You found a place, signed a lease, and have a move-in date. Congratulations! You’re on your way to one of the most exciting milestones. There are a few things that you can do to make the big day more fun and less chaotic:

  • Find a moving company – If you’re going a long distance and can’t move your things in your vehicle or have furniture you need to move, consider hiring a moving company. The extra cost is well worth the time and energy and can make your moving day much less stressful than trying to do it all on your own. Before the moving day, make sure to get some cardboard boxes to pack your essentials, and you can even reuse them by turning them into crafts for your new home after they’ve fulfilled their purpose.
  • Make a list of what you’re bringing – Forgetting something when you move is the worst! Make sure you have a comprehensive list of everything that you’re taking with you so you can avoid the dread of knowing that you forgot something critical. Of course, this is less of a worry if you’re 45 minutes away than if you’re a 3-day drive, but it’s still worth doing.

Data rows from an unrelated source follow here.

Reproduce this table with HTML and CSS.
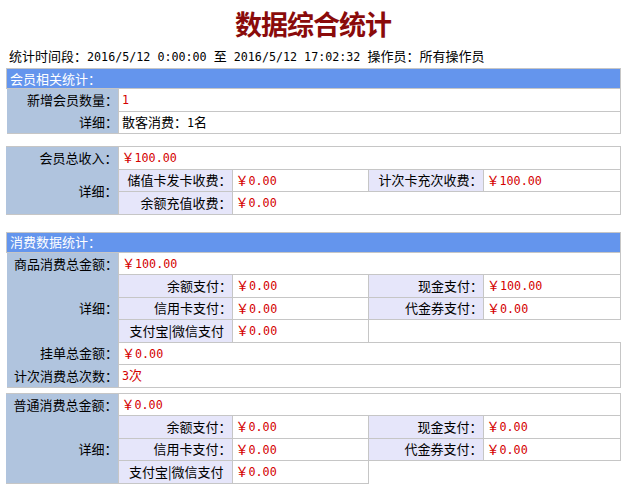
FILE: index.html
```html
<!DOCTYPE html>
<html lang="zh-CN">
<head>
<meta charset="utf-8">
<title>数据综合统计</title>
<link rel="stylesheet" href="styles.css">
</head>
<body>
<h1 class="title">数据综合统计</h1>
<div class="info">统计时间段：<span class="num">2016/5/12 0:00:00 </span>至<span class="num"> 2016/5/12 17:02:32 </span>操作员：所有操作员</div>

<table class="stat t1">
  <colgroup><col class="c1"><col class="c2"><col class="c3"><col class="c4"><col class="c5"></colgroup>
  <tr class="hdrow"><td class="hd" colspan="5">会员相关统计：</td></tr>
  <tr><td class="l">新增会员数量：</td><td class="v red" colspan="4"><span class="num">1</span></td></tr>
  <tr><td class="l b">详细：</td><td class="v" colspan="4">散客消费：<span class="num">1</span>名</td></tr>
</table>

<table class="stat t2">
  <colgroup><col class="c1"><col class="c2"><col class="c3"><col class="c4"><col class="c5"></colgroup>
  <tr><td class="l t">会员总收入：</td><td class="v red" colspan="4">￥<span class="num">100.00</span></td></tr>
  <tr><td class="l b" rowspan="2">详细：</td><td class="s">储值卡发卡收费：</td><td class="v red">￥<span class="num">0.00</span></td><td class="s">计次卡充次收费：</td><td class="v red">￥<span class="num">100.00</span></td></tr>
  <tr><td class="s">余额充值收费：</td><td class="v red" colspan="3">￥<span class="num">0.00</span></td></tr>
</table>

<table class="stat t3">
  <colgroup><col class="c1"><col class="c2"><col class="c3"><col class="c4"><col class="c5"></colgroup>
  <tr class="hdrow"><td class="hd" colspan="5">消费数据统计：</td></tr>
  <tr><td class="l">商品消费总金额：</td><td class="v red" colspan="4">￥<span class="num">100.00</span></td></tr>
  <tr><td class="l" rowspan="3">详细：</td><td class="s">余额支付：</td><td class="v red">￥<span class="num">0.00</span></td><td class="s">现金支付：</td><td class="v red">￥<span class="num">100.00</span></td></tr>
  <tr><td class="s">信用卡支付：</td><td class="v red">￥<span class="num">0.00</span></td><td class="s">代金券支付：</td><td class="v red">￥<span class="num">0.00</span></td></tr>
  <tr><td class="s nc">支付宝|微信支付</td><td class="v red">￥<span class="num">0.00</span></td></tr>
  <tr><td class="l">挂单总金额：</td><td class="v red" colspan="4">￥<span class="num">0.00</span></td></tr>
  <tr><td class="l b">计次消费总次数：</td><td class="v red" colspan="4"><span class="num">3</span>次</td></tr>
</table>

<table class="stat t4">
  <colgroup><col class="c1"><col class="c2"><col class="c3"><col class="c4"><col class="c5"></colgroup>
  <tr><td class="l t">普通消费总金额：</td><td class="v red" colspan="4">￥<span class="num">0.00</span></td></tr>
  <tr><td class="l b" rowspan="3">详细：</td><td class="s">余额支付：</td><td class="v red">￥<span class="num">0.00</span></td><td class="s">现金支付：</td><td class="v red">￥<span class="num">0.00</span></td></tr>
  <tr><td class="s">信用卡支付：</td><td class="v red">￥<span class="num">0.00</span></td><td class="s">代金券支付：</td><td class="v red">￥<span class="num">0.00</span></td></tr>
  <tr><td class="s nc">支付宝|微信支付</td><td class="v red">￥<span class="num">0.00</span></td></tr>
</table>
</body>
</html>
```

FILE: styles.css
```css
html, body {
  margin: 0;
  padding: 0;
  background: #ffffff;
}
body {
  font-family: "Noto Sans CJK SC", "Liberation Sans", sans-serif;
  font-size: 13px;
  color: #000000;
}
.num {
  font-family: "DejaVu Sans Mono", "Liberation Mono", monospace;
  font-size: 11.7px;
}
.title {
  margin: 0;
  padding: 9px 0 9px 0;
  height: 30px;
  line-height: 30px;
  text-align: center;
  font-size: 27px;
  font-weight: 700;
  letter-spacing: -1px;
  color: #8a0b0b;
}
.info {
  padding-left: 9px;
  height: 16px;
  line-height: 16px;
  white-space: pre;
}
.stat {
  width: 614px;
  margin: 0 0 0 6px;
  border-collapse: collapse;
  table-layout: fixed;
}
.stat col.c1 { width: 112px; }
.stat col.c2 { width: 114px; }
.stat col.c3 { width: 136px; }
.stat col.c4 { width: 115px; }
.stat col.c5 { width: 137px; }
.t1 { margin-top: 4px; }
.t2 { margin-top: 12px; }
.t3 { margin-top: 17px; }
.t4 { margin-top: 5px; }
.stat tr { height: 22.5px; }
.stat tr.hdrow { height: 20px; }
.stat td {
  padding: 0;
  border: 1px solid #c6c6c6;
  line-height: 16px;
  vertical-align: middle;
  white-space: nowrap;
  overflow: hidden;
}
.stat td.hd {
  background: #6495ed;
  color: #ffffff;
  padding-left: 3px;
}
.stat td.l {
  background: #b0c4de;
  text-align: right;
  padding-right: 0;
  border-top: none;
  border-bottom: none;
  border-left: none;
}
.stat td.l.t { border-top: 1px solid #c6c6c6; }
.stat td.l.b { border-bottom: 1px solid #c6c6c6; }
.stat td.s {
  background: #e6e6fa;
  text-align: right;
  padding-right: 0;
}
.stat td.s.nc { padding-right: 8px; }
.stat td.v {
  background: #ffffff;
  padding-left: 3px;
}
.stat td.red { color: #d40000; }
```
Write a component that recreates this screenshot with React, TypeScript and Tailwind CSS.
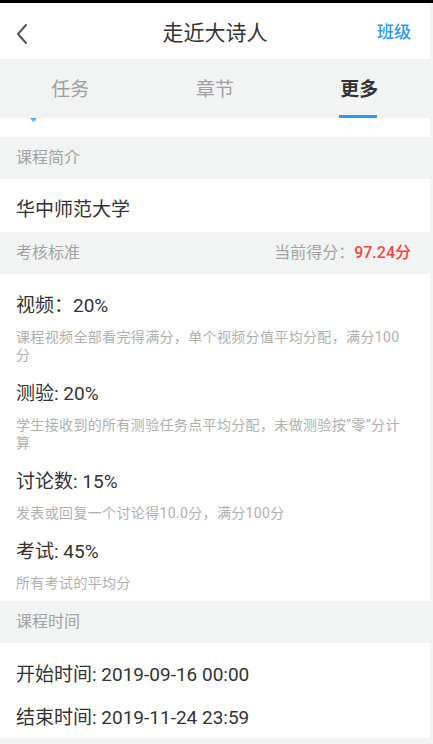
import React from 'react';

const rules = [
    { title: '视频：20%', desc: '课程视频全部看完得满分，单个视频分值平均分配，满分100分' },
    { title: '测验: 20%', desc: '学生接收到的所有测验任务点平均分配，未做测验按“零”分计算' },
    { title: '讨论数: 15%', desc: '发表或回复一个讨论得10.0分，满分100分' },
    { title: '考试: 45%', desc: '所有考试的平均分' },
];

function SectionHeader({ children }: { children: React.ReactNode }) {
    return (
        <div className="flex h-[42px] items-center justify-between bg-[#f2f4f4] pl-4 pr-[19px] text-[16px] text-[#a3a3a3]">
            {children}
        </div>
    );
}

export default function App() {
    return (
        <div
            className="flex h-[744px] w-[433px] flex-col overflow-hidden bg-[#f2f4f4]"
            style={{ fontFamily: 'Roboto, "Noto Sans CJK SC", sans-serif' }}
        >
            <div className="h-[3px] bg-black" />
            <div className="flex w-[430px] flex-col bg-white">
                {/* top bar */}
                <div className="relative flex h-[56px] items-start justify-center pt-[16px]">
                    <svg className="absolute left-[15px] top-[20px]" width="14" height="22" viewBox="0 0 14 22" fill="none" stroke="#555" strokeWidth="2" strokeLinecap="round" strokeLinejoin="round">
                        <polyline points="11 2 3 11 11 20" />
                    </svg>
                    <span className="text-[21px] leading-7 text-[#333]">走近大诗人</span>
                    <span className="absolute right-[19px] top-[17px] text-[17px] leading-6 font-medium text-[#2b9bf1]">班级</span>
                </div>

                {/* tabs */}
                <div className="grid h-[59px] grid-cols-3 bg-[#f2f4f4]">
                    <div className="flex items-start justify-center pt-[19px] text-[19px] leading-6 text-[#a0a0a0]">
                        <span className="-ml-[3px]">任务</span>
                    </div>
                    <div className="flex items-start justify-center pt-[19px] text-[19px] leading-6 text-[#a0a0a0]">章节</div>
                    <div className="relative flex items-start justify-center pt-[19px] text-[19px] leading-6 font-bold text-[#333]">
                        <span className="ml-[2px]">更多</span>
                        <div className="absolute bottom-0 left-[52px] h-[3px] w-[38px] bg-[#2b9bf1]" />
                    </div>
                </div>

                <div className="h-[19px] pl-[30px]">
                    <svg width="7" height="4" viewBox="0 0 7 4">
                        <polygon points="0 0 7 0 3.5 4" fill="#5aaef0" />
                    </svg>
                </div>

                <SectionHeader>课程简介</SectionHeader>
                <div className="h-[53px] px-4 pt-[19px] text-[19px] leading-6 text-[#333]">华中师范大学</div>

                <SectionHeader>
                    <span>考核标准</span>
                    <span>
                        当前得分：<span className="font-medium text-[#f2483b]">97.24分</span>
                    </span>
                </SectionHeader>

                <div className="flex flex-col gap-[18px] pb-[9px] pl-4 pr-[22px] pt-[20px]">
                    {rules.map((r, i) => (
                        <div key={i} className="flex flex-col gap-[10px]">
                            <div className="text-[19px] leading-6 text-[#333]">{r.title}</div>
                            <div className="text-[14px] leading-[18px] tracking-[0.35px] text-[#b0b0b0]">{r.desc}</div>
                        </div>
                    ))}
                </div>

                <SectionHeader>课程时间</SectionHeader>
                <div className="flex flex-col gap-[19px] px-4 pb-[8px] pt-[20px] text-[19px] leading-6 text-[#333]">
                    <div>开始时间: 2019-09-16 00:00</div>
                    <div>结束时间: 2019-11-24 23:59</div>
                </div>
            </div>
        </div>
    );
}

.Do your walkthrough inspection – It is crucial but perhaps not the most glamorous part of getting your new rental property! Having patience here is made extra tricky because the walkthrough is often the last step before you are given the keys to your new kingdom. You just want it to be over so you can bask in the glory of your new home and start making it your own, so what does it matter if a plug doesn’t work and there’s a crack in a tile?

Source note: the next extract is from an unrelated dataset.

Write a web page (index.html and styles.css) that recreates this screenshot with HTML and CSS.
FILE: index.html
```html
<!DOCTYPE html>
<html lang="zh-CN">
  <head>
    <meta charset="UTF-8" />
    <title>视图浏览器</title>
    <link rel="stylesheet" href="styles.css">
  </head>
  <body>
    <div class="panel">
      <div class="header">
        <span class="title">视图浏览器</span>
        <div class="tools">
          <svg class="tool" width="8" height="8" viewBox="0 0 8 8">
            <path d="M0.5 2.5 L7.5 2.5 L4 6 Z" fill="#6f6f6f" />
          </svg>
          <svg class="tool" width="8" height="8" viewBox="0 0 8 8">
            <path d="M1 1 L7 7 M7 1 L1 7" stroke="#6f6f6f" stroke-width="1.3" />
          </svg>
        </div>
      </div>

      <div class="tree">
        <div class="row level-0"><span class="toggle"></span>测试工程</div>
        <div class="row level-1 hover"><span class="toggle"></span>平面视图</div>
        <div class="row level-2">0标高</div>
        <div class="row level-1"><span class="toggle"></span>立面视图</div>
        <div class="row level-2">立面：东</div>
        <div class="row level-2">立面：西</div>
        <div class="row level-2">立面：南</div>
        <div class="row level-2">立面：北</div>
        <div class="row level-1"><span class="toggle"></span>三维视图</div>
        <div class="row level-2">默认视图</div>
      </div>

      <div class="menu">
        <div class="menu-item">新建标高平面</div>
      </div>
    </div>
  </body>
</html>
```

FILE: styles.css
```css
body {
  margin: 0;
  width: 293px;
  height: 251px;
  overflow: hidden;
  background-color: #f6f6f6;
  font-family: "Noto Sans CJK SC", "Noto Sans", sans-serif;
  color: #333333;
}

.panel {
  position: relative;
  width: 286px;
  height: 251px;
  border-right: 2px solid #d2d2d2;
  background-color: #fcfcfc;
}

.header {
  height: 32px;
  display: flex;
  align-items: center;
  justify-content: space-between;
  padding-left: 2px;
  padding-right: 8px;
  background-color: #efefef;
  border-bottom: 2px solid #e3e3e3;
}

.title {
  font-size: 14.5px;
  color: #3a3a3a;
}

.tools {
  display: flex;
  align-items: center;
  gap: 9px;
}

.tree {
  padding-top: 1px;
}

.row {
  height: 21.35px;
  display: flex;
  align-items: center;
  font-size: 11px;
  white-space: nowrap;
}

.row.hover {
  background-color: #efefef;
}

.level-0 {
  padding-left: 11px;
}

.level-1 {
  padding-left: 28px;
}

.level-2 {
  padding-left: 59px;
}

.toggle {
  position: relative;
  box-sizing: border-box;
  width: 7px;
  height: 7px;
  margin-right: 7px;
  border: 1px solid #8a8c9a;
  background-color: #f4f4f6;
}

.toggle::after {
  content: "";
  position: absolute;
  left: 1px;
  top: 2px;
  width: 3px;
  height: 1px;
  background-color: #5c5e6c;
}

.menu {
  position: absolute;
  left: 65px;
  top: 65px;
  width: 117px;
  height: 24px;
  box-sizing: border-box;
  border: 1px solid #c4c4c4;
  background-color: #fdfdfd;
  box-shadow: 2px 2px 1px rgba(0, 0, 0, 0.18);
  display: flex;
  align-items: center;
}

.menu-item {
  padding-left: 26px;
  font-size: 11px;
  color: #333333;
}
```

Trust us; when it comes to getting your full safety deposit back at the end of your tenancy, you’ll be happy you were diligent!

  • Set up utilities in advance – This one is important to ensure you don’t have an interruption in your services or a delay in getting Wi-Fi set up. Depending on where you’ll be living, there can be a waiting period for installing the internet, and if you book these things in advance, you won’t be stuck in your new place with no Wi-Fi for two weeks.

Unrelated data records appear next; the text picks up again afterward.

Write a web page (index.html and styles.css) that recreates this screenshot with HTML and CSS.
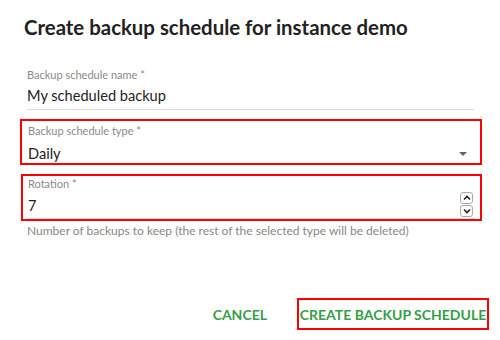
FILE: index.html
```html
<!DOCTYPE html>
<html>
<head>
<meta charset="utf-8">
<link rel="stylesheet" href="styles.css">
</head>
<body>
<div class="dialog">
  <h1 class="title">Create backup schedule for instance demo</h1>
  <div class="field plain">
    <div class="label">Backup schedule name *</div>
    <div class="value">My scheduled backup</div>
  </div>
  <div class="hl hl-type">
    <div class="field select">
      <div class="label">Backup schedule type *</div>
      <div class="row">
        <div class="value">Daily</div>
        <span class="caret"></span>
      </div>
    </div>
  </div>
  <div class="hl hl-rot">
    <div class="field number">
      <div class="label">Rotation *</div>
      <div class="row">
        <div class="value">7</div>
        <div class="spin">
          <span class="spin-btn"><svg width="8" height="6" viewBox="0 0 8 6"><path d="M1 4.5 L4 1.5 L7 4.5" fill="none" stroke="#222" stroke-width="1.6"/></svg></span>
          <span class="spin-btn"><svg width="8" height="6" viewBox="0 0 8 6"><path d="M1 1.5 L4 4.5 L7 1.5" fill="none" stroke="#222" stroke-width="1.6"/></svg></span>
        </div>
      </div>
    </div>
  </div>
  <div class="helper">Number of backups to keep (the rest of the selected type will be deleted)</div>
  <div class="actions">
    <button class="btn cancel">CANCEL</button>
    <button class="btn create">CREATE BACKUP SCHEDULE</button>
  </div>
</div>
</body>
</html>
```
FILE: styles.css
```css
html, body {
  margin: 0;
  padding: 0;
  background: #fff;
}
body {
  width: 500px;
  height: 340px;
  overflow: hidden;
  font-family: Lato, "Liberation Sans", sans-serif;
  color: #222;
}
.dialog {
  display: flex;
  flex-direction: column;
  height: 340px;
}
.title {
  margin: 13px 0 0 24px;
  font-size: 20.4px;
  line-height: 28px;
  font-weight: 700;
  color: #222;
}
.field {
  display: flex;
  flex-direction: column;
}
.label {
  font-size: 11px;
  line-height: 14px;
  color: #8a8a8a;
}
.value {
  font-size: 14.6px;
  line-height: 20px;
  color: #222;
}
.plain {
  margin: 27px 0 0 27px;
  width: 447px;
  border-bottom: 1px solid #ddd;
  padding-bottom: 3px;
}
.plain .value {
  margin-top: 4px;
}
.hl {
  border: 2px solid #f00;
  box-sizing: border-box;
}
.hl-type {
  margin: 9px 0 0 20px;
  width: 462px;
  height: 46px;
  padding: 3px 0 0 6px;
}
.row {
  display: flex;
  align-items: center;
}
.select .row {
  margin-top: 6px;
}
.caret {
  margin-left: auto;
  margin-right: 13px;
  width: 0;
  height: 0;
  border-left: 4px solid transparent;
  border-right: 4px solid transparent;
  border-top: 4px solid #666;
}
.hl-rot {
  margin: 9px 0 0 21px;
  width: 461px;
  height: 47px;
  padding: 1px 0 0 5px;
}
.number {
  width: 447px;
  border-bottom: 1px solid #ddd;
}
.number .row {
  margin-top: 0;
  height: 27px;
}
.number .value {
  margin-top: 2px;
}
.spin {
  margin-left: auto;
  margin-right: 2px;
  display: flex;
  flex-direction: column;
  gap: 1px;
}
.spin-btn {
  width: 13px;
  height: 12px;
  border: 1px solid #aaa;
  border-radius: 3px;
  box-sizing: border-box;
  display: flex;
  align-items: center;
  justify-content: center;
  background: #fff;
}
.helper {
  margin: 2px 0 0 27px;
  font-size: 12px;
  line-height: 15px;
  color: #888;
}
.actions {
  margin-top: auto;
  margin-bottom: 10px;
  display: flex;
  justify-content: flex-end;
  align-items: center;
  padding-right: 11px;
}
.btn {
  background: none;
  border: none;
  font-family: Lato, "Liberation Sans", sans-serif;
  font-weight: 700;
  font-size: 14px;
  color: #34a047;
  padding: 0;
  cursor: pointer;
}
.cancel {
  margin-right: 30px;
}
.create {
  border: 2px solid #f00;
  height: 32px;
  padding: 0;
  width: 192px;
}
```
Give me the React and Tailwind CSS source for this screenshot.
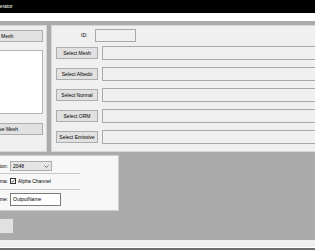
import React from 'react'

function WinButton({ children, className = '' }) {
  return (
    <div className={`flex items-center justify-center bg-[#e1e1e1] border border-[#adadad] whitespace-nowrap ${className}`}>
      {children}
    </div>
  )
}

function App() {
  const rows = ['Select Mesh', 'Select Albedo', 'Select Normal', 'Select ORM', 'Select Emissive']

  return (
    <div className="w-[315px] h-[250px] overflow-hidden bg-white text-[5px] leading-none text-black font-['Liberation_Sans',Arial,sans-serif]">
      <div className="-ml-[43px] w-[378px] h-full flex flex-col">
        <div className="h-[13px] bg-black text-white flex items-center pl-[14px] whitespace-nowrap">Material Generator</div>
        <div className="h-[8px] bg-white" />

        <div className="h-[219px] bg-[#ababab] pt-[4px] flex flex-col">
          <div className="flex gap-[4px] h-[127px]">
            <div className="w-[90px] bg-[#f0f0f0] border border-[#d7d7d7] flex flex-col pl-[3px] pt-[4px]">
              <WinButton className="w-[82px] h-[12px]">Add Mesh</WinButton>
              <div className="w-[82px] h-[64px] mt-[8px] bg-white border border-[#b4b4b4]" />
              <WinButton className="w-[82px] h-[12px] mt-[9px]">Remove Mesh</WinButton>
            </div>

            <div className="flex-1 bg-[#f0f0f0] border border-[#d7d7d7] flex flex-col pl-[4px] pt-[3px]">
              <div className="flex items-center h-[13px] pl-[25px]">
                <span className="w-[14px]">ID:</span>
                <div className="w-[41px] h-[13px] bg-[#f0f0f0] border border-[#a9a9a9]" />
              </div>
              <div className="flex flex-col gap-[7px] mt-[4px]">
                {rows.map((r) => (
                  <div key={r} className="flex items-center gap-[4px] h-[14px]">
                    <WinButton className="w-[42px] h-[12px]">{r}</WinButton>
                    <div className="flex-1 h-[14px] bg-[#f0f0f0] border border-[#a9a9a9] border-r-0" />
                  </div>
                ))}
              </div>
            </div>
          </div>

          <div className="w-[162px] h-[56px] mt-[3px] bg-[#f7f7f7] border border-[#d0d0d0] flex flex-col pt-[5px]">
            <div className="flex items-center h-[10px]">
              <span className="w-[51px] text-right pr-[1px]">Resolution:</span>
              <div className="ml-[1px] w-[42px] h-[10px] bg-[#e5e5e5] border border-[#acacac] flex items-center justify-between px-[2px]">
                <span>2048</span>
                <svg width="5" height="3" viewBox="0 0 5 3">
                  <path d="M0.5 0.5 L2.5 2.5 L4.5 0.5" fill="none" stroke="#555" strokeWidth="0.8" />
                </svg>
              </div>
            </div>
            <div className="ml-[4px] w-[118px] h-px bg-[#c8c8c8] mt-[2px]" />
            <div className="flex items-center h-[6px] mt-[4px]">
              <span className="w-[51px] text-right pr-[1px]">Schema:</span>
              <div className="ml-[1px] w-[6px] h-[6px] bg-white border border-[#333] flex items-center justify-center">
                <svg width="4" height="4" viewBox="0 0 4 4">
                  <path d="M0.5 2 L1.6 3.2 L3.6 0.6" fill="none" stroke="#222" strokeWidth="0.7" />
                </svg>
              </div>
              <span className="ml-[2px]">Alpha Channel</span>
            </div>
            <div className="ml-[4px] w-[118px] h-px bg-[#c8c8c8] mt-[5px]" />
            <div className="flex items-center h-[13px] mt-[3px]">
              <span className="w-[51px] text-right pr-[1px]">Name:</span>
              <div className="ml-[1px] w-[51px] h-[13px] bg-white border border-[#7a7a7a] flex items-center pl-[2px]">OutputName</div>
            </div>
          </div>

          <WinButton className="w-[53px] h-[16px] mt-[7px] ml-[4px]">Generate</WinButton>
        </div>

        <div className="h-[7px] bg-[#f0f0f0]" />
        <div className="h-px bg-white" />
        <div className="h-[2px] bg-[#6e6e6e]" />
      </div>
    </div>
  )
}

export default App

Power can often be scheduled to move over to a new account in advance, so if your electricity is not included in your rent, you’ll have to coordinate creating a new account and moving service over on your move-in date.

Apartment Checklist


Below is a checklist of things for you to run through to make sure you have a plan for the essential parts of your living space:

  • Sleeping – make sure you have a plan for a mattress and the right size of bedding. Nothing is worse than having to make a late-night excursion your first night in a new place because you don’t have sheets that fit the bed!
  • Lighting – Note the lighting situation when you’re doing your walkthrough. Often walkthroughs are done in daylight hours, and it’s easy not to notice where there is and isn’t overhead lighting.
  • Bathroom supplies – Similar to the bedding problem, you don’t want to be going out in search of somewhere to buy a towel because you realised as you were getting ready to have a shower that you don’t have one!
  • Cleaning supplies – At the very least, when you move in, you’ll want to have a bucket, mop, rubber gloves, cleaning sprays, bin bags, cloths, and paper towels. If you don’t want to deal with a real vacuum right away, make sure you have a broom and dustpan and brush too.
  • Basic kitchenware – Don’t overthink this one until you settle in and figure out how much you cook, what kind of food you make, etc. A basic set of pots and pans will be just fine, and the same goes for utensils and dishes – just get the basics for now. Once you have the basics and an idea of your cooking habits, you can build up your selection of baking dishes, containers, etc.
  • Small Appliances – To start with, a kettle, microwave, and toaster will be your best friends here!
  • Basic toolkit – This is not one you’ll want to wait to get until you need it, and a basic one will suffice that does not take up too much storage space and has the essentials you’ll need.
  • Essential furniture – Furniture is expensive and hard to move, so it’s totally normal to take your time building your home furniture collection. That being said, there are a few items that are good places to start. Your bedroom should be a comfy and relaxing place, and getting a good bed frame and mattress will make a big difference. If you’re a student or working from home, a desk and comfy chair are essential. After that, start thinking about your living room furniture. A couch, comfy chair, coffee table, and end tables are all going to make your space feel homely and enjoyable to be in.
  • Which things can wait? You likely won’t be able to completely furnish your first home right away, and that’s okay! More oversized furniture items like a couch, coffee table, or dining table and chairs can wait until you’ve settled in and have a better idea of how you use your space and what you want to put in it. Same for decor items like rugs, blankets, pillows, art, etc. You’ll find out what you like and don’t like as you get used to the space.

Do’s and Don’ts When Living By Yourself

  • Make a food shopping list – This might sound like an obvious thing, but it really is the best way of making sure that you don’t spend £££’s on supplies only to get home and realise you didn’t buy anything that actually goes together to create a meal.
  • Don’t spend more than you earn – Another tip that sounds like common sense, but it sneaks by many of us until we get into a financial pickle. Know how much you make, how much your essentials are, and track your spending accordingly.
  • Clean as you go – Nothing kills the joy of a Saturday more than having to clean your apartment that looks like a tornado went through it. Spending 10 minutes a day cleaning will ensure that you’re not dreading ‘The Big Clean’ every month.

You’re off to do one of the most exciting and freeing things – live on your own! Follow along with our checklist of tips and advice, and you’ll make your move-out smooth, fun, and stress-free.